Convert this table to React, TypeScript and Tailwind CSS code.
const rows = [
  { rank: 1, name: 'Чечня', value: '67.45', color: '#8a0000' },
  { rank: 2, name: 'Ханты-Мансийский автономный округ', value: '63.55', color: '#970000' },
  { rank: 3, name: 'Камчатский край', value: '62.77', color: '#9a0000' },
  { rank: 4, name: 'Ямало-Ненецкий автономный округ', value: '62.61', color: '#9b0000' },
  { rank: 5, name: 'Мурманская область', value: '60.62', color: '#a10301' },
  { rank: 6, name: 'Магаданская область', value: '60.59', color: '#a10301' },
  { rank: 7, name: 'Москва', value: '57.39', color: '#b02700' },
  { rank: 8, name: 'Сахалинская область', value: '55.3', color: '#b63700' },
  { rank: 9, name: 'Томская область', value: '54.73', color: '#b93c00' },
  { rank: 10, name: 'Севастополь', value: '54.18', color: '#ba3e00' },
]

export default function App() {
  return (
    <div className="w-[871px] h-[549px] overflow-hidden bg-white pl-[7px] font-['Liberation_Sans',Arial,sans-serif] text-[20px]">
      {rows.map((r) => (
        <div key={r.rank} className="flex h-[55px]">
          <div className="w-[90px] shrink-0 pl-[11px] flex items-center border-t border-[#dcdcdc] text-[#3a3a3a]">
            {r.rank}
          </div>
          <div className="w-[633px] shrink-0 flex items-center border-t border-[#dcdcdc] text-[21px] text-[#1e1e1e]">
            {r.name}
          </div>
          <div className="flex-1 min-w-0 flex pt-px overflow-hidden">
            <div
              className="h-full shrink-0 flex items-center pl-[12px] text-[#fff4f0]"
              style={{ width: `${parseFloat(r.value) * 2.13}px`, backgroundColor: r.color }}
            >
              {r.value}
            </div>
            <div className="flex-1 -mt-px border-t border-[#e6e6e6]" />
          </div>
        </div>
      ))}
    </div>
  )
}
*****
## [WRITTEN TASK]
Give the complete listing a second time, exactly as it reads.

## [RESULT FOR THIS EXERCISE]
Convert this table to React, TypeScript and Tailwind CSS code.
const rows = [
  { rank: 1, name: 'Чечня', value: '67.45', color: '#8a0000' },
  { rank: 2, name: 'Ханты-Мансийский автономный округ', value: '63.55', color: '#970000' },
  { rank: 3, name: 'Камчатский край', value: '62.77', color: '#9a0000' },
  { rank: 4, name: 'Ямало-Ненецкий автономный округ', value: '62.61', color: '#9b0000' },
  { rank: 5, name: 'Мурманская область', value: '60.62', color: '#a10301' },
  { rank: 6, name: 'Магаданская область', value: '60.59', color: '#a10301' },
  { rank: 7, name: 'Москва', value: '57.39', color: '#b02700' },
  { rank: 8, name: 'Сахалинская область', value: '55.3', color: '#b63700' },
  { rank: 9, name: 'Томская область', value: '54.73', color: '#b93c00' },
  { rank: 10, name: 'Севастополь', value: '54.18', color: '#ba3e00' },
]

export default function App() {
  return (
    <div className="w-[871px] h-[549px] overflow-hidden bg-white pl-[7px] font-['Liberation_Sans',Arial,sans-serif] text-[20px]">
      {rows.map((r) => (
        <div key={r.rank} className="flex h-[55px]">
          <div className="w-[90px] shrink-0 pl-[11px] flex items-center border-t border-[#dcdcdc] text-[#3a3a3a]">
            {r.rank}
          </div>
          <div className="w-[633px] shrink-0 flex items-center border-t border-[#dcdcdc] text-[21px] text-[#1e1e1e]">
            {r.name}
          </div>
          <div className="flex-1 min-w-0 flex pt-px overflow-hidden">
            <div
              className="h-full shrink-0 flex items-center pl-[12px] text-[#fff4f0]"
              style={{ width: `${parseFloat(r.value) * 2.13}px`, backgroundColor: r.color }}
            >
              {r.value}
            </div>
            <div className="flex-1 -mt-px border-t border-[#e6e6e6]" />
          </div>
        </div>
      ))}
    </div>
  )
}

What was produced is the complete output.